I have no faith in cryptography solutions these, because my impression is that the industry and the government(s) just don't seem to care about providing people with security and privacy.
It is as if the world's governments wants to have a shitty internet to wage war on, and to spy on people.
https://github.com/nneonneo/sha1collider/blob/master/collide.py
In today's world of large botnets and distributed computing 6500+ cpu years + 110 GPU years is not a particularly daunting number.
He speculated as he ashed his blunt and stared bleary-eyed into a gumbo of Wikipedia tabs, a particle collider for only the least plausible threads of conspiratorial thinking, so that he might drop yet another dingleberry-dollop of wordshitting on slashdot DOT org.
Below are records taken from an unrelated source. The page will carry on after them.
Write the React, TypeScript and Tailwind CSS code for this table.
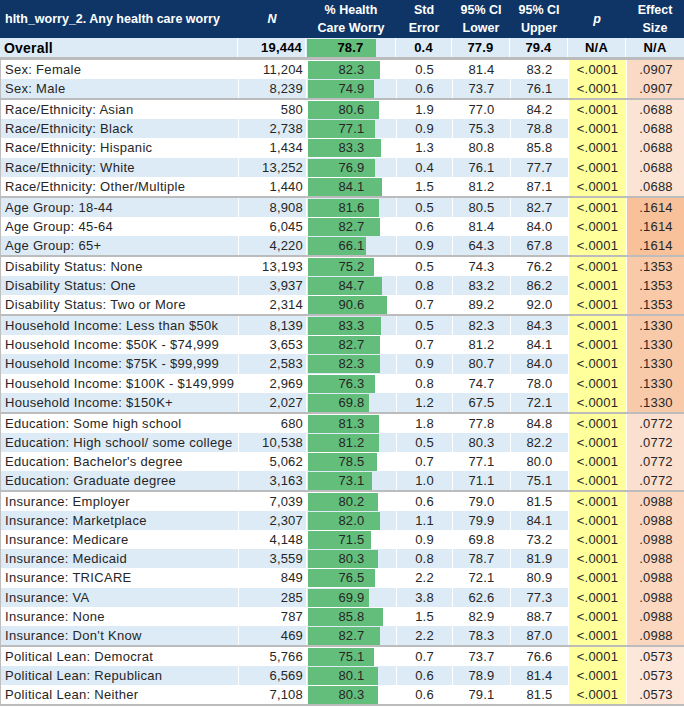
const cols = "grid grid-cols-[238px_68px_90px_56px_58px_58px_58px_58px]";

type Row = [string, string, number, string, string, string];

const groups: { es: string; esBg: string; rows: Row[] }[] = [
  {
    es: ".0907",
    esBg: "bg-[#fad9c5]",
    rows: [
      ["Sex: Female", "11,204", 82.3, "0.5", "81.4", "83.2"],
      ["Sex: Male", "8,239", 74.9, "0.6", "73.7", "76.1"],
    ],
  },
  {
    es: ".0688",
    esBg: "bg-[#fce4d4]",
    rows: [
      ["Race/Ethnicity: Asian", "580", 80.6, "1.9", "77.0", "84.2"],
      ["Race/Ethnicity: Black", "2,738", 77.1, "0.9", "75.3", "78.8"],
      ["Race/Ethnicity: Hispanic", "1,434", 83.3, "1.3", "80.8", "85.8"],
      ["Race/Ethnicity: White", "13,252", 76.9, "0.4", "76.1", "77.7"],
      ["Race/Ethnicity: Other/Multiple", "1,440", 84.1, "1.5", "81.2", "87.1"],
    ],
  },
  {
    es: ".1614",
    esBg: "bg-[#f8c19a]",
    rows: [
      ["Age Group: 18-44", "8,908", 81.6, "0.5", "80.5", "82.7"],
      ["Age Group: 45-64", "6,045", 82.7, "0.6", "81.4", "84.0"],
      ["Age Group: 65+", "4,220", 66.1, "0.9", "64.3", "67.8"],
    ],
  },
  {
    es: ".1353",
    esBg: "bg-[#f9c9a8]",
    rows: [
      ["Disability Status: None", "13,193", 75.2, "0.5", "74.3", "76.2"],
      ["Disability Status: One", "3,937", 84.7, "0.8", "83.2", "86.2"],
      ["Disability Status: Two or More", "2,314", 90.6, "0.7", "89.2", "92.0"],
    ],
  },
  {
    es: ".1330",
    esBg: "bg-[#f9caaa]",
    rows: [
      ["Household Income: Less than $50k", "8,139", 83.3, "0.5", "82.3", "84.3"],
      ["Household Income: $50K - $74,999", "3,653", 82.7, "0.7", "81.2", "84.1"],
      ["Household Income: $75K - $99,999", "2,583", 82.3, "0.9", "80.7", "84.0"],
      ["Household Income: $100K - $149,999", "2,969", 76.3, "0.8", "74.7", "78.0"],
      ["Household Income: $150K+", "2,027", 69.8, "1.2", "67.5", "72.1"],
    ],
  },
  {
    es: ".0772",
    esBg: "bg-[#fce0cf]",
    rows: [
      ["Education: Some high school", "680", 81.3, "1.8", "77.8", "84.8"],
      ["Education: High school/ some college", "10,538", 81.2, "0.5", "80.3", "82.2"],
      ["Education: Bachelor's degree", "5,062", 78.5, "0.7", "77.1", "80.0"],
      ["Education: Graduate degree", "3,163", 73.1, "1.0", "71.1", "75.1"],
    ],
  },
  {
    es: ".0988",
    esBg: "bg-[#fbd7c0]",
    rows: [
      ["Insurance: Employer", "7,039", 80.2, "0.6", "79.0", "81.5"],
      ["Insurance: Marketplace", "2,307", 82.0, "1.1", "79.9", "84.1"],
      ["Insurance: Medicare", "4,148", 71.5, "0.9", "69.8", "73.2"],
      ["Insurance: Medicaid", "3,559", 80.3, "0.8", "78.7", "81.9"],
      ["Insurance: TRICARE", "849", 76.5, "2.2", "72.1", "80.9"],
      ["Insurance: VA", "285", 69.9, "3.8", "62.6", "77.3"],
      ["Insurance: None", "787", 85.8, "1.5", "82.9", "88.7"],
      ["Insurance: Don't Know", "469", 82.7, "2.2", "78.3", "87.0"],
    ],
  },
  {
    es: ".0573",
    esBg: "bg-[#fde7db]",
    rows: [
      ["Political Lean: Democrat", "5,766", 75.1, "0.7", "73.7", "76.6"],
      ["Political Lean: Republican", "6,569", 80.1, "0.6", "78.9", "81.4"],
      ["Political Lean: Neither", "7,108", 80.3, "0.6", "79.1", "81.5"],
    ],
  },
];

// data bar cell: bar width scales with the percentage, label centred in the cell
function Bar({ value, bg, bold }: { value: number; bg: string; bold?: boolean }) {
  return (
    <div className={`${bg} relative overflow-hidden border-r border-white text-center`}>
      <div
        className="absolute left-[1px] top-[1px] bottom-[1px] bg-[#63be7b]"
        style={{ width: `${value * 0.875}px` }}
      />
      <span className={`relative ${bold ? "font-bold" : ""}`}>{value.toFixed(1)}</span>
    </div>
  );
}

export default function App() {
  let idx = 0;
  return (
    <div className="w-[684px] bg-white font-['Liberation_Sans',Arial,sans-serif] text-[13px] text-[#262626]">
      {/* header */}
      <div className={`${cols} h-[38px] bg-[#0e3566] text-[12.5px] font-bold leading-[18px] text-white`}>
        <div className="flex items-center pl-[5px]">hlth_worry_2. Any health care worry</div>
        <div className="flex items-center justify-center italic">N</div>
        <div className="flex items-center justify-center text-center">% Health<br />Care Worry</div>
        <div className="flex items-center justify-center text-center">Std<br />Error</div>
        <div className="flex items-center justify-center text-center">95% CI<br />Lower</div>
        <div className="flex items-center justify-center text-center">95% CI<br />Upper</div>
        <div className="flex items-center justify-center italic">p</div>
        <div className="flex items-center justify-center text-center">Effect<br />Size</div>
      </div>

      {/* overall */}
      <div className={`${cols} h-[19px] overflow-hidden bg-[#ddebf7] font-bold leading-[20px] tracking-[0.2px] text-black`}>
        <div className="border-r border-white pl-[4px] text-[14px]">Overall</div>
        <div className="border-r border-white pr-[3px] text-right">19,444</div>
        <Bar value={78.7} bg="bg-[#ddebf7]" bold />
        <div className="border-r border-white text-center">0.4</div>
        <div className="border-r border-white text-center">77.9</div>
        <div className="border-r border-white text-center">79.4</div>
        <div className="border-r border-white text-center">N/A</div>
        <div className="text-center">N/A</div>
      </div>
      <div className="h-[3px] bg-[#bcbcbc]" />

      {groups.map((g) => (
        <div key={g.es} className="border-b-2 border-[#bcbcbc]">
          {g.rows.map((r) => {
            idx++;
            const bg = idx % 2 === 0 ? "bg-[#ddebf7]" : "bg-white";
            const h = idx % 11 === 5 ? "h-[20px]" : "h-[19px]";
            return (
              <div
                key={r[0]}
                className={`${cols} ${h} overflow-hidden border-l border-[#bfbfbf] leading-[20px] tracking-[0.2px]`}
              >
                <div className={`${bg} border-r border-white pl-[4px] whitespace-nowrap tracking-[0.3px]`}>{r[0]}</div>
                <div className={`${bg} border-r border-white pr-[3px] text-right`}>{r[1]}</div>
                <Bar value={r[2]} bg={bg} />
                <div className={`${bg} border-r border-white text-center`}>{r[3]}</div>
                <div className={`${bg} border-r border-white text-center`}>{r[4]}</div>
                <div className={`${bg} border-r border-white text-center`}>{r[5]}</div>
                <div className="border-r border-white bg-[#ffff9c] text-center">&lt;.0001</div>
                <div className={`${g.esBg} text-center`}>{g.es}</div>
              </div>
            );
          })}
        </div>
      ))}
    </div>
  );
}
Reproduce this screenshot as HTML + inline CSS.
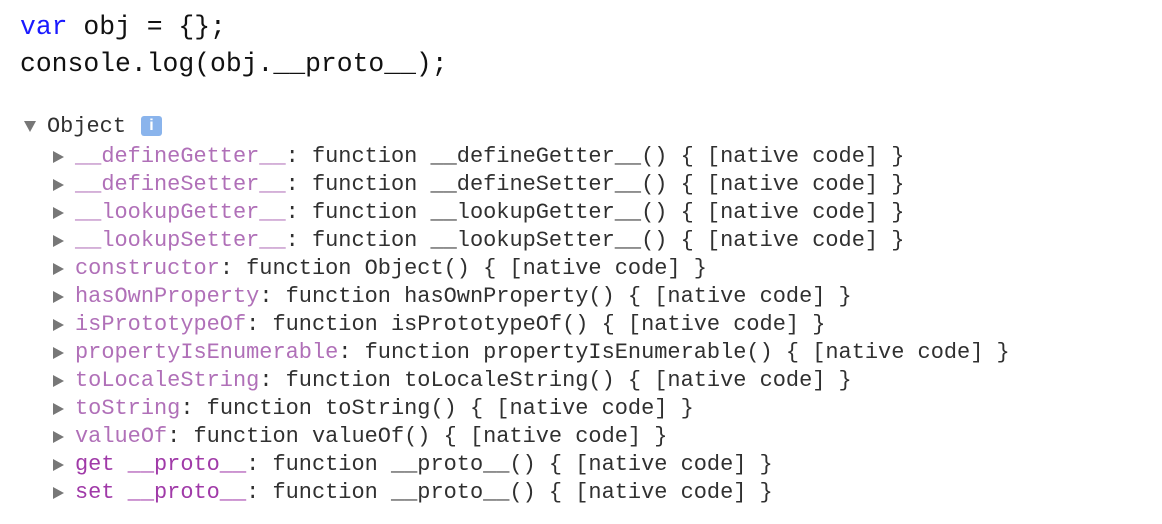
<!DOCTYPE html>
<html><head><style>
body{margin:0;width:1162px;height:524px;background:#fff;overflow:hidden;position:relative}
.code{position:absolute;left:20px;font-family:"Liberation Mono",monospace;font-size:26.4px;color:#111;white-space:pre;line-height:37px}
.r{position:absolute;left:75px;font-family:"Liberation Mono",monospace;font-size:21.95px;color:#303030;white-space:pre;line-height:28px}
.r::before{content:"";position:absolute;left:-22px;top:8px;border-left:11px solid #777;border-top:6px solid transparent;border-bottom:6px solid transparent}
.p{color:#b070b8}.q{color:#a03aa8}
</style></head><body>
<div class="code" style="top:9px"><span style="color:#1a1aff">var</span> obj = {};
console.log(obj.__proto__);</div>
<div style="position:absolute;left:24px;top:121px;border-top:11px solid #777;border-left:6px solid transparent;border-right:6px solid transparent"></div>
<div style="position:absolute;left:47px;top:113px;font-family:'Liberation Mono',monospace;font-size:21.95px;color:#303030;line-height:28px">Object</div>
<div style="position:absolute;left:141px;top:116px;width:21px;height:20px;background:#8ab4ec;border-radius:3px;color:#fff;font:bold 16px 'Liberation Sans',sans-serif;text-align:center;line-height:20px">i</div>
<div class="r" style="top:143px"><span class="p">__defineGetter__</span>: function __defineGetter__() { [native code] }</div>
<div class="r" style="top:171px"><span class="p">__defineSetter__</span>: function __defineSetter__() { [native code] }</div>
<div class="r" style="top:199px"><span class="p">__lookupGetter__</span>: function __lookupGetter__() { [native code] }</div>
<div class="r" style="top:227px"><span class="p">__lookupSetter__</span>: function __lookupSetter__() { [native code] }</div>
<div class="r" style="top:255px"><span class="p">constructor</span>: function Object() { [native code] }</div>
<div class="r" style="top:283px"><span class="p">hasOwnProperty</span>: function hasOwnProperty() { [native code] }</div>
<div class="r" style="top:311px"><span class="p">isPrototypeOf</span>: function isPrototypeOf() { [native code] }</div>
<div class="r" style="top:339px"><span class="p">propertyIsEnumerable</span>: function propertyIsEnumerable() { [native code] }</div>
<div class="r" style="top:367px"><span class="p">toLocaleString</span>: function toLocaleString() { [native code] }</div>
<div class="r" style="top:395px"><span class="p">toString</span>: function toString() { [native code] }</div>
<div class="r" style="top:423px"><span class="p">valueOf</span>: function valueOf() { [native code] }</div>
<div class="r" style="top:451px"><span class="q">get __proto__</span>: function __proto__() { [native code] }</div>
<div class="r" style="top:479px"><span class="q">set __proto__</span>: function __proto__() { [native code] }</div>
</body></html>
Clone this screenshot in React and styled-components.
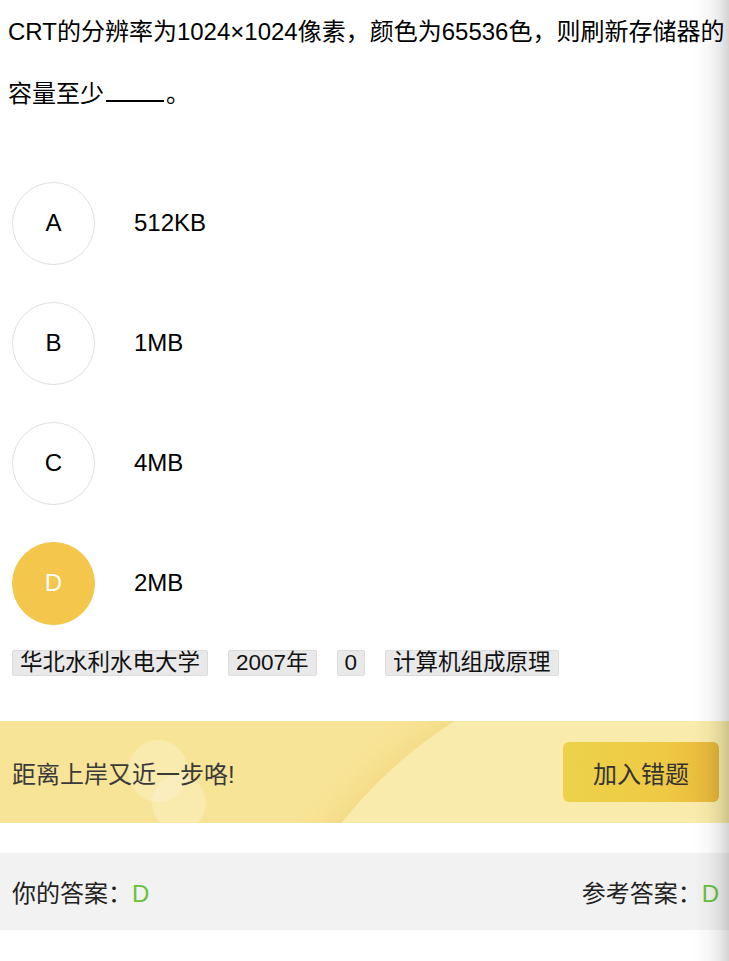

It seems obvious to me that a small string sequence could be identical from two differents long original texts. Even it happend, the hash function is NOT the original message, and a collision could happen. It does'nt mean that the two original texts are the same.
Am i right ?
It seems obvious to me that a small string sequence could be identical from two differents long original texts. Even it happend, the hash function is NOT the original message, and a collision could happen. It does'nt mean that the two original texts are the same.
Am i right ?
Yes. A hash is nothing more than a function mapping data of arbitrary size to an output of fixed, smaller size so by definition you can always construct two inputs which yield the same hash. What makes crypto hashes secure is that this is normally very, very hard to do - that is, given a hash generate an input from it.
Aww, that's ugly:
because Subversion uses SHA-1 hash to differentiate commits.
Know why?
Because SVN does not use SHA-1 to "differentiate" commits.